I discovered that I had no immediate answer to this facetious dismissal of one of history's most profound tragedies. It was a sweeping and indiscriminate assertion, to be sure, but not one entirely without merit. If general stupidity were not to blame, then why had six million Jews endured such torture? Were none of them in a position to unite in any sort of cohesive resistance? What of the Catholics who were murdered in the concentration camps as well? The blacks? Political dissidents? Members of the press? In fact it seems that the Nazis, over the course of their reign, discriminated against so many professions, creeds, philosophies, and classes that for a person not to belong to at least one must have been a remarkable feat of chance. I could not begin to understand how the National Socialist Party had, with such a miserable and offensive political platform, managed to gain power in Germany, nor how, with such cruel and oppressive practices, they managed to keep it.
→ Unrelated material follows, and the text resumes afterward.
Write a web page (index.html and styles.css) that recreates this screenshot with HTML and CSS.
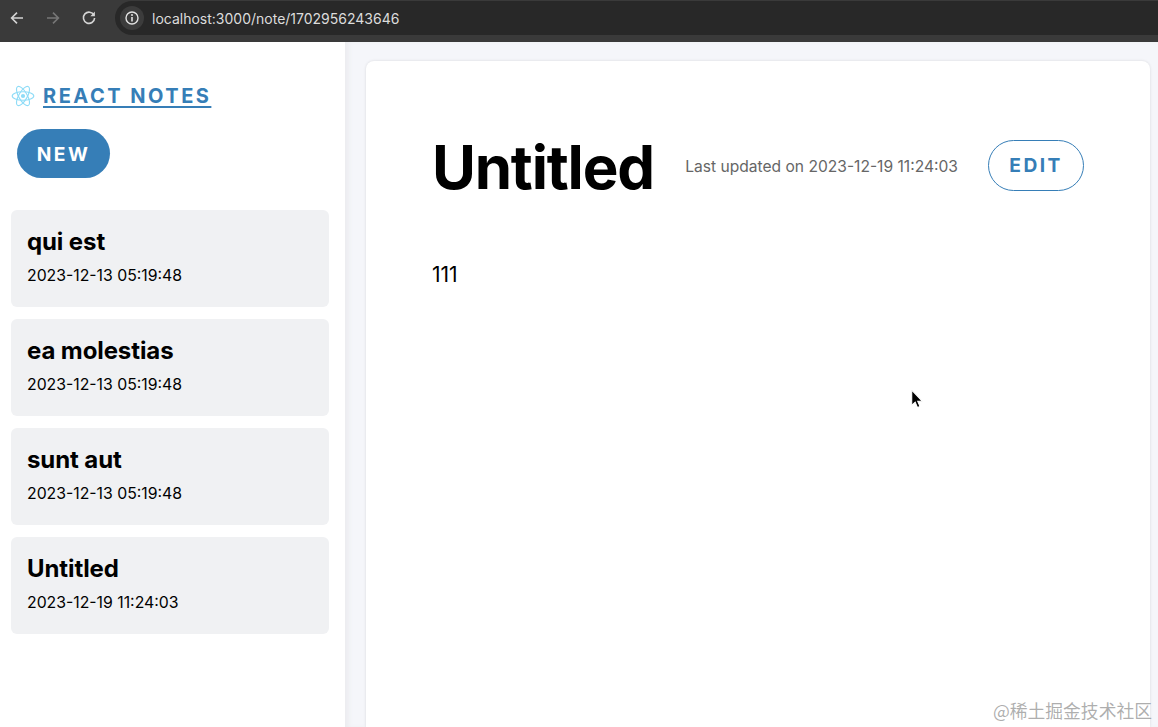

Klaus Mann's Mephisto answered a number of these questions for me. Though it did not trace the Nazis' rise to power outside of mentioning a few highlights, it did portray in a frighteningly matter-of-fact manner the social and cultural climate of that crucial time period: the dying years of the Weimar Republic, and the early years of the Third Reich. Specifically, it reassured me that the whole of Germany had not welcomed the Nazi takeover with open arms, nor enjoyed the years spent living under the Reich.

"Was it possible?" Mann's character Hendrik wondered upon receiving the news of Hitler's appointment as chancellor. (Mephisto, 156) "The blustering lout whom his brilliant and progressive friends had so often ridiculed had now suddenly become the most powerful man in the country! This is horrible, thought the actor Hendrik Höfgen.